Father went to work everyday, either to his fields where he escaped from duties and people he disliked, or to the shop where he and his business partners sold natural herb products, some with CBD oil, which mother was certain to insist every time that she brought it up on the phone that it was not a drug.

“But don’t ask me about it,” she added, washing her hands of any connection to the (possibly unseemly) business. “I don’t know what products it’s in.”

She had never tried any merchandise her husband had brought home to her, even before the Marijuana Legalization Act was passed. Since the wide-spread affliction had reared its head after the launch of the new product line, father’s business was deemed essential and he could continue working, possibly to the relief of them both.

Mother coughed, sweat beading at her brow, and continued weakly elucidating from whom her husband might have contracted his ailment.

“He goes to work every day of the week,” she repeated. “Did you know that?”

Her daughter, fully clothed in scrubs, booties, plastic face shield and cloth mask, gently held her mother’s bony, crepe-skinned hand in her gloved ones, and nodded. She was not sure if her mother had noticed.

“When he gets better I will tell him… again… He shouldn’t do that… He gets tired.”

“I think he enjoyed it,” the daughter posed. She was not sure if her mother had heard.

“He was at the shop at least…” The gray-haired woman continued groggily, “three times a week, and his fields the other days…. Who knew how he got it…. I thought it was just your father being your father,” she croaked. She attempted a wan smile. “He never forgets my birthday, Mother’s Day, our anniversary… I had a cough several days… before he started complaining, you know.” She took a deep, rattling breath and confirmed, “It was nothing, but I wanted him to… at least notice… I wasn’t feeling well. Maybe he will now.” She squinted up at her daughter. “When is he going to visit?”

“I just saw him,” the younger woman assured. “He’ll see you soon.”

It was not a lie. She had just seen her father, and she had no doubt that her mother would see him in only a little while. She saw no point in sharing her conversation with the doctor about hope, health, future prospects, and the sad reality of needing a bed for someone else. Breathing deeply, and benumbed, she had walked down the hallway to her mother’s room after all of the equipment in her father’s had been unplugged.

“Good.” Mother harrumphed. “He should notice… when I’m not feeling well…”

Her daughter squeezed her mother’s hand once more and listened to her panting chatter become weaker and more broken by pauses until the pause was all there was.

Contact tracing never proved who had infected whom. There had been too many possibilities. Her father’s business had had to close because two of his three co-partners had been hospitalized. Half of her mother’s office floor was now empty, and many older members of the congregation would never be returning to church. The pestilence had swept through the daycare, too, and the daughter had had to close out her sister’s house as well as her parents’. When she could not reach her niece and oldest nephew on the phone, she found them in the apartment they had rented together. Anesthetized, she placed a call to their raspy-voiced landlord.
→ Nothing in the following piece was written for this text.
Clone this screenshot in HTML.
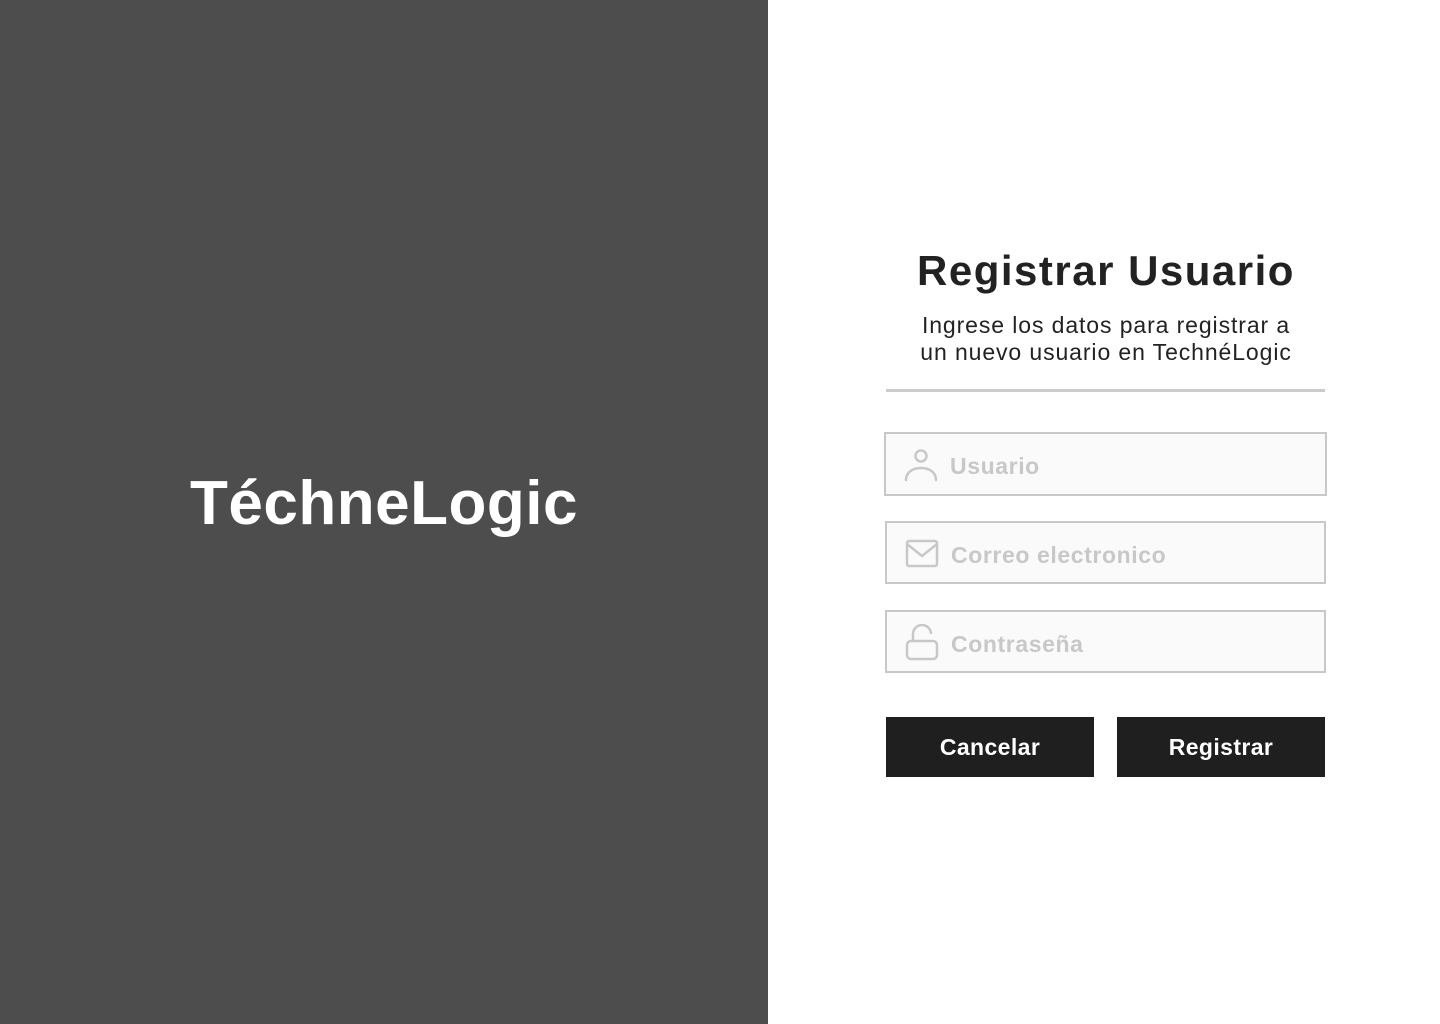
<!DOCTYPE html>
<html><head><meta charset="utf-8"><style>
*{margin:0;padding:0;box-sizing:border-box}
body{width:1440px;height:1024px;position:relative;background:#fff;font-family:"Liberation Sans",sans-serif;overflow:hidden}
.left{position:absolute;left:0;top:0;width:768px;height:1024px;background:#4d4d4d}
.logo{position:absolute;left:0;width:768px;top:466px;text-align:center;color:#fff;font-weight:bold;font-size:62px;line-height:76px;letter-spacing:0.5px}
.title{position:absolute;left:846px;width:520px;top:243px;text-align:center;color:#222;font-weight:bold;font-size:42px;line-height:56px;letter-spacing:1.5px}
.sub{position:absolute;left:846px;width:520px;top:312px;text-align:center;color:#222;font-size:23px;line-height:27px;letter-spacing:0.9px}
.hr{position:absolute;left:886px;top:389px;width:439px;height:3px;background:#cccccc}
.in{position:absolute;left:885px;width:441px;height:63px;border:2px solid #c8c8c8;background:#fafafa}
.in span{position:absolute;left:64px;top:18px;font-size:23px;font-weight:bold;color:#c8c8c8;line-height:28px;letter-spacing:0.6px}
.in svg{position:absolute;left:17px;top:12px}
.btn{position:absolute;top:717px;width:208px;height:60px;background:#1f1f1f;color:#fff;font-weight:bold;font-size:23px;line-height:60px;text-align:center;letter-spacing:0.4px}
</style></head><body>
<div class="left"><div class="logo">TéchneLogic</div></div>
<div class="title">Registrar Usuario</div>
<div class="sub">Ingrese los datos para registrar a<br>un nuevo usuario en TechnéLogic</div>
<div class="hr"></div>
<div class="in" style="top:432px;left:884px;width:443px;height:64px">
<svg width="36" height="36" viewBox="0 0 36 36" fill="none" stroke="#c8c8c8" stroke-width="2.5" stroke-linecap="round"><circle cx="18" cy="10" r="5.5"/><path d="M3 34 C3 26 10 22 18 22 C26 22 33 26 33 34"/></svg>
<span>Usuario</span></div>
<div class="in" style="top:521px">
<svg width="36" height="36" viewBox="0 0 36 36" fill="none" stroke="#c8c8c8" stroke-width="2.5" stroke-linejoin="round"><rect x="3" y="6" width="30" height="25" rx="2"/><path d="M3 9 L18 21 L33 9"/></svg>
<span>Correo electronico</span></div>
<div class="in" style="top:610px">
<svg width="36" height="40" viewBox="0 0 36 40" fill="none" stroke="#c8c8c8" stroke-width="2.5"><rect x="3" y="17" width="30" height="18" rx="4"/><path d="M9 17 V10 A9 9 0 0 1 27 10"/></svg>
<span>Contraseña</span></div>
<div class="btn" style="left:886px">Cancelar</div>
<div class="btn" style="left:1117px">Registrar</div>
</body></html>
She left a bouquet on each of the six new graves before she boarded the nearly empty airplane for home.

Back at home, the remaining daughter stared out through the glass towards the black spruce outside her window. At the end of her quarantine and closer to a second, hopefully negative test result, she did not see the wind sway the trees nor hear the rain clink againt the panes. Her eyes held no more moisture to finish washing the grief from her soul.

She still could not contact her brother. The last she had heard he was living in his car.

The clock ticked.

The daughter changed her clothes, washed her hands and face, looped the mask’s elastics about her ears, and slid on a pair of blue gloves. She drove down her muddy driveway and through the silent streets towards the clinic to stand in a subdued dashed line for her turn at future.